Wer aufmerksam durch die Harburger Berge geht, dem werden kreisrunde Mulden mit mehreren Meter Durchmesser auffallen. Sie sind Spuren der Geschichte: Bombenkrater aus dem Zweiten Weltkrieg. Warum Bomben ausgerechnet über dem Wald heruntergehagelt sind, dafür gibt es eine plausible Theorie. In den Harburger Bergen wurde früher Braunkohle abgebaut. Die Deutsche Wehrmacht nutzte später Stollen als Munitionsdepots. Mit Luftangriffen hätten die Alliierten versucht, die Munitionslager zu zerstören.

Bombensplitter stecken manchmal heute noch in einigen Baumstämmen - sehr zum Ärger der Försterei, die Holzwirtschaft betreibt. Die Splitter können die Maschinen in der Sägerei beschädigen, sagt Bernd Schulze. Mulden anderer Art, viel kleiner und flacher als die Weltkriegskrater, dürften den meisten Waldspaziergängern nicht auffallen. Dem geübten Blick des Revierförsters entgehen sie aber nicht. Mit einem frei geschabten Kreis auf dem Waldboden "plätzt" der Rehbock sein Revier. Zusätzlich scheidet der König der Harburger Berge einen Duftstoff aus, der jungen Rivalen unmissverständlich klar machen soll: Dieses Revier ist besetzt!

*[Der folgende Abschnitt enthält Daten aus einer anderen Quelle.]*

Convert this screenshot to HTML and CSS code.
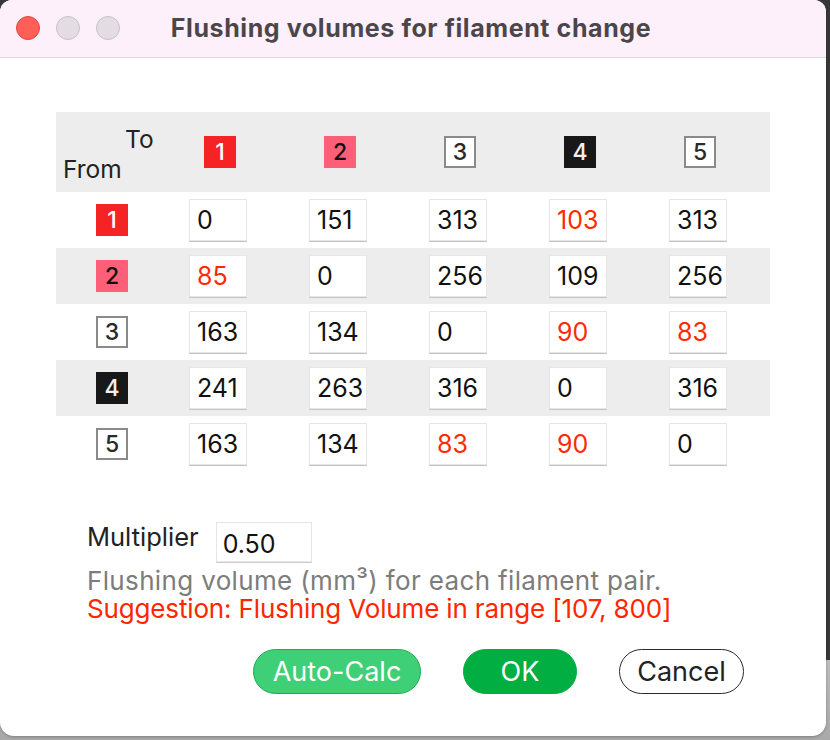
FILE: index.html
```html
<!DOCTYPE html>
<html>
<head>
<meta charset="utf-8">
<title>Flushing volumes for filament change</title>
<link rel="stylesheet" href="styles.css">
</head>
<body>
<div class="window">
  <div class="titlebar">
    <div class="lights">
      <span class="light close"></span>
      <span class="light"></span>
      <span class="light"></span>
    </div>
    <div class="title">Flushing volumes for filament change</div>
    <div></div>
  </div>
  <div class="content">
    <div class="matrix">
      <div class="mrow head shaded">
        <div class="corner"><span class="to">To</span><span class="from">From</span></div>
        <div class="cell center"><span class="badge b1">1</span></div>
        <div class="cell center"><span class="badge b2">2</span></div>
        <div class="cell center"><span class="badge b3">3</span></div>
        <div class="cell center"><span class="badge b4">4</span></div>
        <div class="cell center"><span class="badge b5">5</span></div>
      </div>
      <div class="mrow">
        <div class="rlabel"><span class="badge b1">1</span></div>
        <div class="cell"><span class="num">0</span></div>
        <div class="cell"><span class="num">151</span></div>
        <div class="cell"><span class="num">313</span></div>
        <div class="cell"><span class="num red">103</span></div>
        <div class="cell"><span class="num">313</span></div>
      </div>
      <div class="mrow shaded">
        <div class="rlabel"><span class="badge b2">2</span></div>
        <div class="cell"><span class="num red">85</span></div>
        <div class="cell"><span class="num">0</span></div>
        <div class="cell"><span class="num">256</span></div>
        <div class="cell"><span class="num">109</span></div>
        <div class="cell"><span class="num">256</span></div>
      </div>
      <div class="mrow">
        <div class="rlabel"><span class="badge b3">3</span></div>
        <div class="cell"><span class="num">163</span></div>
        <div class="cell"><span class="num">134</span></div>
        <div class="cell"><span class="num">0</span></div>
        <div class="cell"><span class="num red">90</span></div>
        <div class="cell"><span class="num red">83</span></div>
      </div>
      <div class="mrow shaded">
        <div class="rlabel"><span class="badge b4">4</span></div>
        <div class="cell"><span class="num">241</span></div>
        <div class="cell"><span class="num">263</span></div>
        <div class="cell"><span class="num">316</span></div>
        <div class="cell"><span class="num">0</span></div>
        <div class="cell"><span class="num">316</span></div>
      </div>
      <div class="mrow">
        <div class="rlabel"><span class="badge b5">5</span></div>
        <div class="cell"><span class="num">163</span></div>
        <div class="cell"><span class="num">134</span></div>
        <div class="cell"><span class="num red">83</span></div>
        <div class="cell"><span class="num red">90</span></div>
        <div class="cell"><span class="num">0</span></div>
      </div>
    </div>

    <div class="extra">
      <div class="mult">
        <span class="mult-label">Multiplier</span>
        <span class="mult-input">0.50</span>
      </div>
      <p class="hint">Flushing volume (mm³) for each filament pair.</p>
      <p class="warn">Suggestion: Flushing Volume in range [107, 800]</p>
    </div>

    <div class="buttons">
      <button class="btn auto">Auto-Calc</button>
      <button class="btn ok">OK</button>
      <button class="btn cancel">Cancel</button>
    </div>
  </div>
</div>
</body>
</html>
```

FILE: styles.css
```css
* { box-sizing: border-box; }

html, body {
  margin: 0;
  padding: 0;
}

body {
  width: 830px;
  height: 740px;
  overflow: hidden;
  background: linear-gradient(to bottom, #383838 0, #383838 660px, #bdbdbd 660px, #a9a9a9 740px);
  font-family: Inter, "Liberation Sans", sans-serif;
  color: #111;
}

.window {
  width: 826px;
  height: 736px;
  background: #ffffff;
  border-radius: 12px 12px 14px 14px;
  overflow: hidden;
  box-shadow: 0 1px 3px rgba(0,0,0,0.25);
}

.titlebar {
  height: 58px;
  background: #fdf0fb;
  border-bottom: 1px solid #dcdadc;
  display: grid;
  grid-template-columns: 1fr auto 1fr;
  align-items: center;
}

.lights {
  display: flex;
  gap: 16px;
  padding-left: 16px;
  padding-bottom: 1px;
}

.light {
  width: 24px;
  height: 24px;
  border-radius: 50%;
  background: #e3dce3;
  border: 1px solid #c9c0c9;
}

.light.close {
  background: #ff5f57;
  border-color: #e2463f;
}

.title {
  font-weight: 700;
  font-size: 25px;
  color: #4b464a;
  letter-spacing: 0.6px;
  padding-bottom: 1px;
  margin-right: 4px;
}

.content {
  padding: 54px 0 0 56px;
}

.matrix {
  display: flex;
  flex-direction: column;
  width: 714px;
}

.mrow {
  display: grid;
  grid-template-columns: 104px repeat(5, 120px);
  height: 56px;
  align-items: center;
}

.mrow.head {
  height: 80px;
}

.shaded {
  background: #ededed;
}

.corner {
  display: flex;
  flex-direction: column;
  font-size: 24.5px;
  line-height: 30px;
  color: #222;
  padding-top: 4px;
}

.corner .to { padding-left: 69px; }
.corner .from { padding-left: 7px; }

.cell.center {
  display: flex;
  justify-content: center;
}

.rlabel {
  padding-left: 40px;
  display: flex;
}

.badge {
  width: 32px;
  height: 32px;
  display: flex;
  align-items: center;
  justify-content: center;
  font-size: 23px;
  font-weight: 500;
  line-height: 1;
}

.b1 { background: #f52323; color: #fff; }
.b2 { background: #fd5f78; color: #111; }
.b3, .b5 { background: #fff; border: 2px solid #8a8a8a; color: #2a2a2a; }
.b4 { background: #181818; color: #f0f0f0; }

.cell { display: flex; }

.num {
  margin-left: 29px;
  width: 58px;
  height: 42px;
  background: #fff;
  border: 1px solid #e6e6e6;
  box-shadow: 0 1px 0 #c4c4c4;
  font-size: 25px;
  line-height: 40px;
  padding-left: 7px;
  color: #111;
  white-space: nowrap;
  overflow: hidden;
}

.num.red { color: #ff2a00; }

.extra {
  margin-top: 50px;
  margin-left: 31px;
}

.mult {
  display: flex;
  align-items: flex-start;
  gap: 17px;
}

.mult-label {
  font-size: 25.5px;
  line-height: 29px;
  color: #222;
}

.mult-input {
  width: 96px;
  height: 40px;
  border: 1px solid #e6e6e6;
  box-shadow: 0 1px 0 #cfcfcf;
  font-size: 25px;
  line-height: 38px;
  padding: 2px 0 0 6px;
  color: #111;
}

.hint, .warn {
  margin: 0;
  font-size: 26px;
  line-height: 28px;
}

.hint {
  margin-top: 5px;
  color: #7c7c7c;
  letter-spacing: 0.35px;
}

.warn {
  color: #ff2600;
  letter-spacing: -0.15px;
}

.buttons {
  display: flex;
  gap: 42px;
  margin-top: 26px;
  margin-left: 197px;
}

.btn {
  height: 45px;
  border-radius: 23px;
  font-family: Inter, "Liberation Sans", sans-serif;
  font-size: 27px;
  padding: 0;
  display: flex;
  align-items: center;
  justify-content: center;
}

.btn.auto {
  width: 168px;
  background: #3fcf76;
  border: 1px solid #1fae4e;
  color: #fff;
}

.btn.ok {
  width: 114px;
  background: #00ae42;
  border: 1px solid #00ae42;
  color: #fff;
}

.btn.cancel {
  width: 125px;
  background: #fff;
  border: 1.5px solid #2a2a2a;
  color: #222;
}
```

Wie viele Rehe in den Harburger Bergen leben, weiß der Förster nicht: "Wir haben früher versucht zu zählen", sagt er, "heute machen wir das nicht mehr." Damit die Population nicht Überhand und der Wald keinen Schaden nimmt, gibt es im Dezember und Januar sogenannte "Beunruhigungsjagden".

Das seien keine Gesellschaftsjagden, bei denen nebenbei Geschäfte gemacht würden, sagt Schulze. Effektiv und professionell gehe es da zu. 55 bis 60 Stück Wild werden im Jahr geschossen. Das Fleisch veräußert das Forstamt später an besonderen Verkaufstagen an die Bevölkerung. Jedoch nur im Forst Klövensteen, nicht in Harburg.

Rehe bekommt die Wandergruppe auf dem drei Stunden dauernden Fußmarsch nicht zu sehen. "Sie liegen bevorzugt exponiert auf einer Höhe", sagt Bernd Schulze. Die höchsten Hügel sind 120 Meter hoch. Wer lebt noch in den Harburger Bergen? Wildschweine, viele Hasen, der Fuchs, der Dachs und der Marder, sagt der Revierförster. Ob denn auch Schlangen durch das Unterholz kriechen, will jemand wissen. Nein, beruhigt Bernd Schulze, für sie sei es hier zu trocken.

Hamburgs Förster versuchen zurzeit, den Laubwald zu fördern. Die Buche ist die dominierende Baumart. Die Anteile von Laub- und Nadelwald halten sich in den Harburger Bergen in etwa die Waage. Kiefer und Fichte, heute nicht so "en vogue", behalten ihre Berechtigung. "Wir wissen nicht, wie das Klima in 100 Jahren sein wird", sagt der Bernd Schulze, "wir nehmen die ganze Palette der Natur."

Am Ende nach einem drei Stunden langen Streifzug durch den Forst zeigen sich die Teilnehmer begeistert. Bernd Schulze kündigt deshalb eine Herbstführung an. Dann soll es in den "Stuck" gehen.